The teacher, who still lives in Obama's old neighborhood, remembers that he always sat in the back corner of her classroom. "His friends called him 'Negro,'" Darmawan said. The term wasn't considered a slur at the time in Indonesia.

Still, all of his teachers at the Catholic school recognized leadership qualities in him. "He would be very helpful with friends. He'd pick them up if they fell down,'' Darmawan recalled. "He would protect the smaller ones."

Third-grade teacher Fermina Katarina Sinaga, now 67, has perhaps the most telling story. In an essay about what he wanted to be when he grew up, Obama "wrote he wanted to be president," Sinaga recalled. "He didn't say what country he wanted to be president of. But he wanted to make everybody happy."

When Obama was in 4th grade, the Soetoro family moved.

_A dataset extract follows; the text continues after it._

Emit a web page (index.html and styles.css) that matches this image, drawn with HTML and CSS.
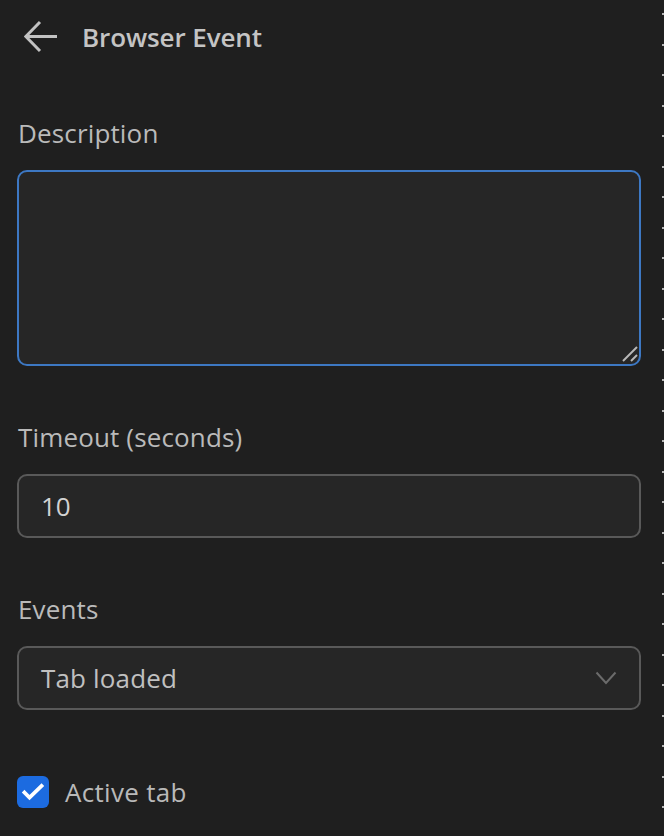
FILE: index.html
```html
<!DOCTYPE html>
<html lang="en">
<head>
<meta charset="utf-8">
<title>Browser Event</title>
<link rel="stylesheet" href="styles.css">
</head>
<body>
<div class="layout">
  <main class="panel">
    <header class="header">
      <button class="back" aria-label="Back">
        <svg width="34" height="34" viewBox="0 0 34 34" fill="none" stroke="#c2c2c2" stroke-width="3" stroke-linecap="butt">
          <path d="M33 16.5 H3"/>
          <path d="M16 2 L1.8 16.5 L16 31"/>
        </svg>
      </button>
      <h1 class="title">Browser Event</h1>
    </header>

    <section class="field field-first">
      <label class="label" for="desc">Description</label>
      <div class="textarea-wrap">
        <textarea id="desc" class="textarea"></textarea>
        <svg class="grip" width="16" height="16" viewBox="0 0 16 16" stroke="#b8b8b8" stroke-width="2">
          <path d="M1 15 L15 1"/>
          <path d="M9 15 L15 9"/>
        </svg>
      </div>
    </section>

    <section class="field">
      <label class="label" for="timeout">Timeout (seconds)</label>
      <div class="input">10</div>
    </section>

    <section class="field">
      <label class="label">Events</label>
      <div class="select">
        <span>Tab loaded</span>
        <svg class="chev" width="22" height="14" viewBox="0 0 22 14" fill="none" stroke="#6b6b6b" stroke-width="2">
          <path d="M1.5 1.5 L11 12 L20.5 1.5"/>
        </svg>
      </div>
    </section>

    <div class="check-row">
      <span class="checkbox">
        <svg width="32" height="32" viewBox="0 0 32 32" fill="none" stroke="#ffffff" stroke-width="3.8" stroke-linecap="square">
          <path d="M7.5 16.5 L12.5 21.5 L24.5 10"/>
        </svg>
      </span>
      <span class="check-label">Active tab</span>
    </div>
  </main>
  <div class="divider"></div>
</div>
</body>
</html>
```

FILE: styles.css
```css
* { box-sizing: border-box; }
html, body {
  margin: 0;
  padding: 0;
  background: #1f1f1f;
  height: 100%;
}
body {
  font-family: "Open Sans", "Noto Sans", sans-serif;
  color: #bdbdbd;
  overflow: hidden;
}
.layout {
  display: flex;
  height: 836px;
  width: 664px;
}
.panel {
  flex: 1;
  padding: 0 21px 0 17px;
}
.divider {
  width: 2px;
  background-image: repeating-linear-gradient(to bottom, transparent 0, transparent 13px, #b4b4b4 13px, #b4b4b4 15px, transparent 15px, transparent 30.5px);
}
.header {
  height: 74px;
  display: flex;
  align-items: center;
}
.back {
  background: none;
  border: 0;
  padding: 0;
  margin: 0 0 0 7px;
  width: 34px;
  height: 34px;
  display: flex;
}
.title {
  margin: 0 0 0 24px;
  font-size: 26px;
  font-weight: 600;
  color: #c4c4c4;
  line-height: 36px;
  letter-spacing: -0.1px;
}
.field { display: flex; flex-direction: column; }
.field-first { margin-top: 41px; }
.field + .field { margin-top: 53px; }
.label {
  font-size: 26px;
  line-height: 36px;
  margin: 0 0 19px 1px;
  color: #bababa;
  letter-spacing: 0.15px;
}
.textarea-wrap {
  position: relative;
  height: 196px;
}
.textarea {
  display: block;
  width: 100%;
  height: 100%;
  resize: none;
  background: #262626;
  border: 2px solid #3d78c3;
  border-radius: 10px;
  outline: none;
  font: inherit;
  color: #d0d0d0;
  padding: 12px 22px;
}
.grip {
  position: absolute;
  right: 3px;
  bottom: 4px;
}
.input, .select {
  height: 64px;
  background: #262626;
  border: 2px solid #595959;
  border-radius: 10px;
  display: flex;
  align-items: center;
  padding: 0 22px;
  font-size: 26px;
  color: #d2d2d2;
}
.select {
  justify-content: space-between;
  color: #c0c0c0;
  letter-spacing: 0.15px;
}
.check-row {
  margin-top: 64px;
  display: flex;
  align-items: center;
  gap: 16px;
}
.checkbox {
  width: 32px;
  height: 32px;
  border-radius: 6px;
  background: #1c6be0;
  display: flex;
}
.check-label {
  font-size: 26px;
  line-height: 36px;
  color: #b9b9b9;
  letter-spacing: 0.3px;
}
```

Their new neighborhood was only 3 miles to the west, but a world away. Elite Dutch colonists once lived there; the Japanese moved in during their occupation of Indonesia in World War II. In the early 1970s, diplomats and Indonesian businessmen lived there in fancy gated houses with wide paved roads and sculpted bushes.

Obama never became terribly close with the children of the new school--this time a predominantly Muslim one--where he was enrolled. As he had at the old school, Obama sat in a back corner. He sketched decidedly American cartoon characters during class.

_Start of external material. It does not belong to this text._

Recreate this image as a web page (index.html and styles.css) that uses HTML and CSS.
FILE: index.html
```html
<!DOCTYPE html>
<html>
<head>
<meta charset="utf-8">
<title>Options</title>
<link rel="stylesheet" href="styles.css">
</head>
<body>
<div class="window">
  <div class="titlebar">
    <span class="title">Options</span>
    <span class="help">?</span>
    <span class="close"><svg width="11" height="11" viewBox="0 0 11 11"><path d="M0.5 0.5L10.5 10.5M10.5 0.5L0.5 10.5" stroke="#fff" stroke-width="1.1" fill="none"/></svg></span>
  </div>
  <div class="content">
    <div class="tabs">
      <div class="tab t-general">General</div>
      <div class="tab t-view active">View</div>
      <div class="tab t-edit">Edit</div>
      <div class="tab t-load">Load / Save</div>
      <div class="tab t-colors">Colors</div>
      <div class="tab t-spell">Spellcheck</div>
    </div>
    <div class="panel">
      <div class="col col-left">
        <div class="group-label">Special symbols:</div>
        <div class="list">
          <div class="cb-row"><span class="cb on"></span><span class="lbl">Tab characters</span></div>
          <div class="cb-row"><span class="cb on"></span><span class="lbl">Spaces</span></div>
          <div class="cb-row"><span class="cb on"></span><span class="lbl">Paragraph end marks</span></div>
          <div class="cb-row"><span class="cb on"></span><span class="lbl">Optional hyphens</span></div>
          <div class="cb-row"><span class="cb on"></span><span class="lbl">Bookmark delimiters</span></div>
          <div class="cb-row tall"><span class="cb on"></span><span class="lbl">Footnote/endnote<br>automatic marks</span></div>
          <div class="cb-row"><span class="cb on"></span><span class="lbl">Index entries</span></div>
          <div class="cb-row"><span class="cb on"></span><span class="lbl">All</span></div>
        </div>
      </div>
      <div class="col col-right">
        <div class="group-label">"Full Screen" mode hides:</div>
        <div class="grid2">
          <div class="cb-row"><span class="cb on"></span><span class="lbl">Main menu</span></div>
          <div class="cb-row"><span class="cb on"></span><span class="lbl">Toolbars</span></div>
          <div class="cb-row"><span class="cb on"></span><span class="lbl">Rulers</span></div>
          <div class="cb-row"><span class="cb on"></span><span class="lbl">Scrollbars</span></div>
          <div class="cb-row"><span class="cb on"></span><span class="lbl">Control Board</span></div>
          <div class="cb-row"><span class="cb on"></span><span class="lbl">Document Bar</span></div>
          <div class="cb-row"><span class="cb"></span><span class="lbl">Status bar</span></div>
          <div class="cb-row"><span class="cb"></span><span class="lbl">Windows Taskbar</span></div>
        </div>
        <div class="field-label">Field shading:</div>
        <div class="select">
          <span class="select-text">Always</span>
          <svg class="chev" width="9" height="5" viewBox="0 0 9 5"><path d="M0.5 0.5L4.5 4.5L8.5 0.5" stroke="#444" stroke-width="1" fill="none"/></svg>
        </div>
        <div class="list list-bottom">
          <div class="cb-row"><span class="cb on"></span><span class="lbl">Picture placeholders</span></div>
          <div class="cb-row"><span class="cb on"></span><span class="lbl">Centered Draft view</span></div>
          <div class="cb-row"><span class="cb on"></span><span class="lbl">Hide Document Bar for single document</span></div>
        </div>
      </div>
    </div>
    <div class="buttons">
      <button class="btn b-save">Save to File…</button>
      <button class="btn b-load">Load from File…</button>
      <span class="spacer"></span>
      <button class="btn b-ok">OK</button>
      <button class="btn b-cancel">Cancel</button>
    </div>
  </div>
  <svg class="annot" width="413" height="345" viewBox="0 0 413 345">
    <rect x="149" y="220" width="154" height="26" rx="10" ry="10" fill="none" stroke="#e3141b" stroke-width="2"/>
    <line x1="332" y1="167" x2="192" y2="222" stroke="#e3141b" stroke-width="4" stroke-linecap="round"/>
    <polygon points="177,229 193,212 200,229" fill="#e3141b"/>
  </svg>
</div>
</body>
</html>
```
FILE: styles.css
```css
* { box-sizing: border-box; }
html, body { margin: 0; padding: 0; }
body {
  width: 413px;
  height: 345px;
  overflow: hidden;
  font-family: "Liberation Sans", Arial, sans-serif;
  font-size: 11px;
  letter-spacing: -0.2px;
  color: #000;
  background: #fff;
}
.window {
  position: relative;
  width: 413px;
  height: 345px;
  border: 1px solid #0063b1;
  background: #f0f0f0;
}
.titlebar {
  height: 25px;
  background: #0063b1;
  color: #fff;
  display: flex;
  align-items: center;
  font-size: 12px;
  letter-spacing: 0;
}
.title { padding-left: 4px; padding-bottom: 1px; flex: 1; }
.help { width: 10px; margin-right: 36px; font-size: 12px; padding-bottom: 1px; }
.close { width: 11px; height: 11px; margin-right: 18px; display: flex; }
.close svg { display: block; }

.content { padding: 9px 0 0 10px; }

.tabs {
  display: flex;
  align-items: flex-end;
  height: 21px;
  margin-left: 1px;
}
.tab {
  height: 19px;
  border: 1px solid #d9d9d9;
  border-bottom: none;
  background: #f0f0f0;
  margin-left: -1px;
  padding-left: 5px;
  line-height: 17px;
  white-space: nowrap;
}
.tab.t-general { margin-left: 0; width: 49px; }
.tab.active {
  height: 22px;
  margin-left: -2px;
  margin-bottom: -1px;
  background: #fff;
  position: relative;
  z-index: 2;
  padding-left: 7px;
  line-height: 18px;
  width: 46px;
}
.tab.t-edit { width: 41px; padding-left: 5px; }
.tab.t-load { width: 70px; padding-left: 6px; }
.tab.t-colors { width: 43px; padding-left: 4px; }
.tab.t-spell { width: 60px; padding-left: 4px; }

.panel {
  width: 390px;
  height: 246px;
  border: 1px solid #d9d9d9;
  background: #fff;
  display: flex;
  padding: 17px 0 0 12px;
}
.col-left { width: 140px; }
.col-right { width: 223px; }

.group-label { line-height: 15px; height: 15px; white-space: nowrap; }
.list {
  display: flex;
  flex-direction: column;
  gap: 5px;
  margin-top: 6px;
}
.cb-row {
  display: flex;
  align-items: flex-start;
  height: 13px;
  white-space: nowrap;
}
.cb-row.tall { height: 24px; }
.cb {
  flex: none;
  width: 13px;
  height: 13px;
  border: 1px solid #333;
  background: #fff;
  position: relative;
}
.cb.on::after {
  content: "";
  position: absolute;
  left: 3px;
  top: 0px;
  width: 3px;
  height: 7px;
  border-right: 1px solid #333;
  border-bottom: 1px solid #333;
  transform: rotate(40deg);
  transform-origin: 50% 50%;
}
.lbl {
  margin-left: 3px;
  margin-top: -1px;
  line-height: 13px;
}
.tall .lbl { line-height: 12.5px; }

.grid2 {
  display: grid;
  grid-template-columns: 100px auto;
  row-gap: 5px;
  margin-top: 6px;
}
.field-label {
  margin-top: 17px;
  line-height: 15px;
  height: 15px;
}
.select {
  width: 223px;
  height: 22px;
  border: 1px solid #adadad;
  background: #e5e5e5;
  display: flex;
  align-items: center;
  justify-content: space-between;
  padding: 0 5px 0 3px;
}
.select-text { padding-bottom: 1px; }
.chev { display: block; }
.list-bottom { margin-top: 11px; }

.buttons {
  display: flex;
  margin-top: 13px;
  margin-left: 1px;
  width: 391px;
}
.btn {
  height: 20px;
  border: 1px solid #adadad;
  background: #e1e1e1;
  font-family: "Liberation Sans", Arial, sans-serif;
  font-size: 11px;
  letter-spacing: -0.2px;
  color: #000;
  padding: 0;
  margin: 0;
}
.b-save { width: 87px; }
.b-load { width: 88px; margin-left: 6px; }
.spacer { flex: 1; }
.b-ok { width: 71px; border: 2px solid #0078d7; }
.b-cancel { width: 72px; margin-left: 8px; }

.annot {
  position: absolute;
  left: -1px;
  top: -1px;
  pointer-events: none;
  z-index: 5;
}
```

"He liked drawing Spider-Man and Batman," said another friend, Widiyanto Hendro Cahyono, 46. "Barry liked to draw heroes."
Uh oh. I'm quoting way too much. And there's much, much more really interesting stuff — really humanizing stuff. Much better material than you'll find in "Dreams from My Father." Thanks to Michelle Malkin for prompting me to pull this thing out of the archive! For whatever reasons, Obama wrote a book framing his life story as a story about the search for racial identity. I think it was probably what the publishers wanted from him, and it may have also seemed like a good way to build his career. He's much more lovable in the Chicago Tribune version — even if it does call him out on the Life magazine story.